# Stated exercise
Which lines contain the word "this"? Return each of them as written.

# Entries supplied
↓↓↓

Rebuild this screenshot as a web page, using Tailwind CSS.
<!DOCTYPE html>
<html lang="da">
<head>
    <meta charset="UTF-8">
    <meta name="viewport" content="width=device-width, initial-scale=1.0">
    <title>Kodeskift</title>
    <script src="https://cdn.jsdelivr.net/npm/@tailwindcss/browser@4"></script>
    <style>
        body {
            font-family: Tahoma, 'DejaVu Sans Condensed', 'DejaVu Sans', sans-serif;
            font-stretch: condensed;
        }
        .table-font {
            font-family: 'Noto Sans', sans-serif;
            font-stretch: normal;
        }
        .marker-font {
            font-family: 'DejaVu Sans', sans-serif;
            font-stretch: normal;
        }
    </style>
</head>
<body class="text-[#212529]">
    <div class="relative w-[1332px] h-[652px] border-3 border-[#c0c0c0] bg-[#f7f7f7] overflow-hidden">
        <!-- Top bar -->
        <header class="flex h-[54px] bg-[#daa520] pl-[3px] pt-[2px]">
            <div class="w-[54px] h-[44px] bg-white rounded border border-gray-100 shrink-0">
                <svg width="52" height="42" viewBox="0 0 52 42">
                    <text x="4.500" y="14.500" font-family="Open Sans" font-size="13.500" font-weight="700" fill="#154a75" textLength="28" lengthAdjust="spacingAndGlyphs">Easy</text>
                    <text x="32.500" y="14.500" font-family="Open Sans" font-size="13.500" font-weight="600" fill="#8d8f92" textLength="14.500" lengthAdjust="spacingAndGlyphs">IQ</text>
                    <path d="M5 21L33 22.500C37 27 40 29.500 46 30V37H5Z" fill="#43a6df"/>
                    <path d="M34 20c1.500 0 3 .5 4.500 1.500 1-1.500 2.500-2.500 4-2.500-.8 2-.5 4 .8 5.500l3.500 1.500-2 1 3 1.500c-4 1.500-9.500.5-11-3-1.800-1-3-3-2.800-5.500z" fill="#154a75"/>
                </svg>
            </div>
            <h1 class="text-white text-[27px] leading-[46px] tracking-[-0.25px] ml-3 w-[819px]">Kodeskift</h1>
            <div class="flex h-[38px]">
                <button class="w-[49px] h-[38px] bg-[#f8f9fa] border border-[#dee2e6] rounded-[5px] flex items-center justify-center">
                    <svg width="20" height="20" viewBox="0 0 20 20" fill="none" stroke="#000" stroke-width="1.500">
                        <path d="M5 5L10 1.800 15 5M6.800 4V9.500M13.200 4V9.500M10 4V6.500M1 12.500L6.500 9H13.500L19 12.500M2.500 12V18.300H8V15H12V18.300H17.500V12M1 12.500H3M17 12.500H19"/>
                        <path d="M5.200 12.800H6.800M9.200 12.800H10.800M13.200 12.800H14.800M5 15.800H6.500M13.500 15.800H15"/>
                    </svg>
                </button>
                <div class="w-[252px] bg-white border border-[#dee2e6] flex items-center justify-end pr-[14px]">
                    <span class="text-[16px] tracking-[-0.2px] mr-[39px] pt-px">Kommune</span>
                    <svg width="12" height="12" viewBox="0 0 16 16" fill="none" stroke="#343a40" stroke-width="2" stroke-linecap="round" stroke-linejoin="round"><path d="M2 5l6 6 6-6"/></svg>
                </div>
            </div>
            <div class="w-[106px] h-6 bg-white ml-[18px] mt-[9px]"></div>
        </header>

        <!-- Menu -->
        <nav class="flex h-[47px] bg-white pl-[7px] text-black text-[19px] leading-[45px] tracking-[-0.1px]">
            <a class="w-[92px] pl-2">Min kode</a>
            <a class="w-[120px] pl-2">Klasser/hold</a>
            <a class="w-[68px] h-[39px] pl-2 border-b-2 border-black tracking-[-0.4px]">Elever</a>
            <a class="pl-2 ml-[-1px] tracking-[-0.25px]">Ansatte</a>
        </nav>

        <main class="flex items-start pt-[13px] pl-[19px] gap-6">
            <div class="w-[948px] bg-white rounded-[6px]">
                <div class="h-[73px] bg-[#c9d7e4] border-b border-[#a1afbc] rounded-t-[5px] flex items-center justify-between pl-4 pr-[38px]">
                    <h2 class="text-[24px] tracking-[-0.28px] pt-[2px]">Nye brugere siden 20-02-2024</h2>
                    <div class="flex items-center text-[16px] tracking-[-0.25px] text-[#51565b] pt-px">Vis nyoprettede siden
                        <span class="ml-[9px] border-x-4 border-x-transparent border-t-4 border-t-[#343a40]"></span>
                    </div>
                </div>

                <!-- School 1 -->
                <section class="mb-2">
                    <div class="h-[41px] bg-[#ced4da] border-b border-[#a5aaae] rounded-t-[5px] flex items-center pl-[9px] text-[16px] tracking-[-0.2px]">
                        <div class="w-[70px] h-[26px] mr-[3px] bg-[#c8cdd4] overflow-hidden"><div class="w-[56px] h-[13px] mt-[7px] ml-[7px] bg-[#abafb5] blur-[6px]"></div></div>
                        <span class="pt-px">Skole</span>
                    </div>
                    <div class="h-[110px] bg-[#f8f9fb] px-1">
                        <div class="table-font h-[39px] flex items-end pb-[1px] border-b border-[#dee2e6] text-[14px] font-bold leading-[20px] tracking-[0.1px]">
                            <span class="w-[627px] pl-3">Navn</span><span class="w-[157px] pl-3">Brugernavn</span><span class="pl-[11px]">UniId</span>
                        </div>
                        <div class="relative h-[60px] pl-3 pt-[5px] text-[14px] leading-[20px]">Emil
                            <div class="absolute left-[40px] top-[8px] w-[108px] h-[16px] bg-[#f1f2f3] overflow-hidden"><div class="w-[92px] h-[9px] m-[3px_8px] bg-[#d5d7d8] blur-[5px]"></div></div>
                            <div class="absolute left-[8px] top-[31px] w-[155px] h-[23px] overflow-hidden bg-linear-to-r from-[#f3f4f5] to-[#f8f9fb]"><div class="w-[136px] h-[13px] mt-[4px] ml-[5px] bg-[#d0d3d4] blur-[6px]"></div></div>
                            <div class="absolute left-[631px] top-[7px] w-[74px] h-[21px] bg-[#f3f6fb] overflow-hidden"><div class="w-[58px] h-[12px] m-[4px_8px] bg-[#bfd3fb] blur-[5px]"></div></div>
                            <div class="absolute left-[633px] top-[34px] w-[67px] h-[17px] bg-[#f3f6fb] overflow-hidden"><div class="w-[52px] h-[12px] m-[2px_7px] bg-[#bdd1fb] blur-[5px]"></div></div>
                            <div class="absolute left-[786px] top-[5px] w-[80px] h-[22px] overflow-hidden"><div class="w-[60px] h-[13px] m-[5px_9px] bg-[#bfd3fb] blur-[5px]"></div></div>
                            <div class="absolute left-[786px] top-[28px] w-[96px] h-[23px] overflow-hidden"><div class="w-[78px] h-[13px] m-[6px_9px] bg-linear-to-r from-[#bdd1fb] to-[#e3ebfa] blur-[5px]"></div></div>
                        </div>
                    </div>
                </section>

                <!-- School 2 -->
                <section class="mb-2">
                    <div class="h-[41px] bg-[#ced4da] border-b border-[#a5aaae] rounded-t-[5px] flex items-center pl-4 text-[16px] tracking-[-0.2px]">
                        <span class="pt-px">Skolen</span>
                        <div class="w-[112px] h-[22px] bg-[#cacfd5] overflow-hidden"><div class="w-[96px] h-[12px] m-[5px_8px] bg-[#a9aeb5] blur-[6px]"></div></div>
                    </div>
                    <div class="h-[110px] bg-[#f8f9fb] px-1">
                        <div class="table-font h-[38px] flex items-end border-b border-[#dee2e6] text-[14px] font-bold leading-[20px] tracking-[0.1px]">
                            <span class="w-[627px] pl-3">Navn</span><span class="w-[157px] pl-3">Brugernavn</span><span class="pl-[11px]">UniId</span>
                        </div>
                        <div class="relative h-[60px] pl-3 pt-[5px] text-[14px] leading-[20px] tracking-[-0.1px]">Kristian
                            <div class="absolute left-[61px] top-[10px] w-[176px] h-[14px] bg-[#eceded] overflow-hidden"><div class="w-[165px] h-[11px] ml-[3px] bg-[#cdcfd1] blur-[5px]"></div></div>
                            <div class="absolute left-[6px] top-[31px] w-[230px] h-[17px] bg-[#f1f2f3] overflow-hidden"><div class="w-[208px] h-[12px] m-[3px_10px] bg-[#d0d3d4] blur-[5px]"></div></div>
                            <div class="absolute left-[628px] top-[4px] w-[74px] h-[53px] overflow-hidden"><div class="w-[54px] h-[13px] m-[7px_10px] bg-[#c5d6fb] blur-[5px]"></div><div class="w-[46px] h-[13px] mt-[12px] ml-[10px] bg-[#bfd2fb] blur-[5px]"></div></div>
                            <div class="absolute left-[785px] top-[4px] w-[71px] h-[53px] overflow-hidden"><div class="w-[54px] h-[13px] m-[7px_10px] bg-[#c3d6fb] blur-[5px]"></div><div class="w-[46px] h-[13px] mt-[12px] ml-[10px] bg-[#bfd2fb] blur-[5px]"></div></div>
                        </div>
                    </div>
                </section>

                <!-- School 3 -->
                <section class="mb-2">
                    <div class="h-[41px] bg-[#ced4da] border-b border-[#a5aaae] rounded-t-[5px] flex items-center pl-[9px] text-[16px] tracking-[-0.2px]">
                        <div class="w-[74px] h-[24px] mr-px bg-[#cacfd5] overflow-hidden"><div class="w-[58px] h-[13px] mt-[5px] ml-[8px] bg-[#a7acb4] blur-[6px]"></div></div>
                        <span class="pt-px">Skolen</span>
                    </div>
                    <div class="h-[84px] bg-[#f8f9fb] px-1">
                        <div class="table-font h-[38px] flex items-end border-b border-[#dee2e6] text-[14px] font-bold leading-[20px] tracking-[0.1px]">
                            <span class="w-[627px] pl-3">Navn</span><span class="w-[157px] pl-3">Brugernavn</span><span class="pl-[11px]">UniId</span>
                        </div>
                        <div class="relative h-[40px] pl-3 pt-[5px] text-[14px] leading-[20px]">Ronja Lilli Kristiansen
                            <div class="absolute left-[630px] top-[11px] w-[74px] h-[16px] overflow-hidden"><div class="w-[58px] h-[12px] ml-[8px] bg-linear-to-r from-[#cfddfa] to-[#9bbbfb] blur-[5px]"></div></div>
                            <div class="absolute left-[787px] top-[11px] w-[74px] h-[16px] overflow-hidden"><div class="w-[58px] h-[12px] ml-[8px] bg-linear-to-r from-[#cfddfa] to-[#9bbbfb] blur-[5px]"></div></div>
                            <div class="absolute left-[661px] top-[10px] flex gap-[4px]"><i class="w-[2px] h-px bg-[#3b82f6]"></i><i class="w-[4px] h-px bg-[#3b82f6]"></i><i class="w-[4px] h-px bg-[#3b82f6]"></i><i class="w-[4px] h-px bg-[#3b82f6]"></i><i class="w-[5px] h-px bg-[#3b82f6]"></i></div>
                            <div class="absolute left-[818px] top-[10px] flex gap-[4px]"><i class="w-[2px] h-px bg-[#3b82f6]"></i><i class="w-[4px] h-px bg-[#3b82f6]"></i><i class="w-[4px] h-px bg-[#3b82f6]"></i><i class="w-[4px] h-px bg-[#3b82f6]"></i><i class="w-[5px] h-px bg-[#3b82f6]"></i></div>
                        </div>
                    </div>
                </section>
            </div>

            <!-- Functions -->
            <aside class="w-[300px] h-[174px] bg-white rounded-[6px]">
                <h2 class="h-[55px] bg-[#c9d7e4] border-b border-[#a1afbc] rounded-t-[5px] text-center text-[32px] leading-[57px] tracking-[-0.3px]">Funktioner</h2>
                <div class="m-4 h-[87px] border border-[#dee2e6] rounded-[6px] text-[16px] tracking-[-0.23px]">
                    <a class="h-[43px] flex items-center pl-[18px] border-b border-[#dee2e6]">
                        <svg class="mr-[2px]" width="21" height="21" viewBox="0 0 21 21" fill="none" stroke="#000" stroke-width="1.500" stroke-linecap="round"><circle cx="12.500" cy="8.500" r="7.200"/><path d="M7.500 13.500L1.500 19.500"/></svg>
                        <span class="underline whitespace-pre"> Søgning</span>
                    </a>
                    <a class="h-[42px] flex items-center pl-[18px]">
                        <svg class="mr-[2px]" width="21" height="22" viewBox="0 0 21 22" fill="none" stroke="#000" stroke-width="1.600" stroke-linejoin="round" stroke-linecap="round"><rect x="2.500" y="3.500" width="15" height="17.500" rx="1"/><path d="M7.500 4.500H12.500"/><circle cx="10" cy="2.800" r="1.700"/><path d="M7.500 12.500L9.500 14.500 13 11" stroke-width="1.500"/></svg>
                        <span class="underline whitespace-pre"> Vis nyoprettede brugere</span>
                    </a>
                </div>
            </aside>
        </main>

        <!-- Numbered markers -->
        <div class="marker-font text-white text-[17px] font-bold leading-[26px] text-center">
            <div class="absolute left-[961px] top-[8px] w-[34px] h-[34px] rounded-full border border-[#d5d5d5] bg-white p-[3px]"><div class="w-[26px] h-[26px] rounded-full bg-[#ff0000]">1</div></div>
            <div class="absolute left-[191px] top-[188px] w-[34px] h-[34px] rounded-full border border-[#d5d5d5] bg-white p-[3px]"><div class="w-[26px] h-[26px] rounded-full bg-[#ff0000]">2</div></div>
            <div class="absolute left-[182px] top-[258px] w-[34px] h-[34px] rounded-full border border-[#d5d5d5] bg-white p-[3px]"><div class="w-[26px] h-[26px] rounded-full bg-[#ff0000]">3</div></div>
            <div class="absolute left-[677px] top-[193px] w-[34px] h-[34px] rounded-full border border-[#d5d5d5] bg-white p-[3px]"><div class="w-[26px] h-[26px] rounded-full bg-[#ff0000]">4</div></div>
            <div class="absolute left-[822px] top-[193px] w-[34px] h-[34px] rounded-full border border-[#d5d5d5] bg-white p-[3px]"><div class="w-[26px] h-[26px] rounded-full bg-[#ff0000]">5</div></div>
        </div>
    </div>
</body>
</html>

↑↑↑
↓↓↓

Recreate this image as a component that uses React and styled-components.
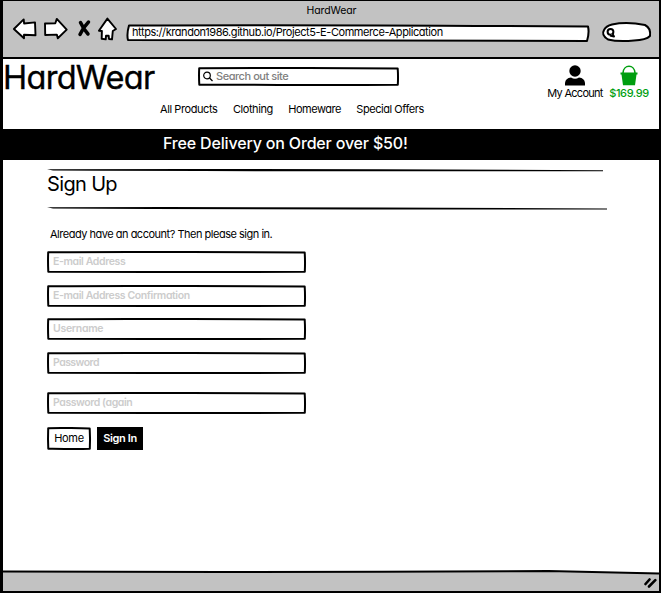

↑↑↑

# Exercise answer
Rebuild this screenshot as a web page, using Tailwind CSS.
Recreate this image as a component that uses React and styled-components.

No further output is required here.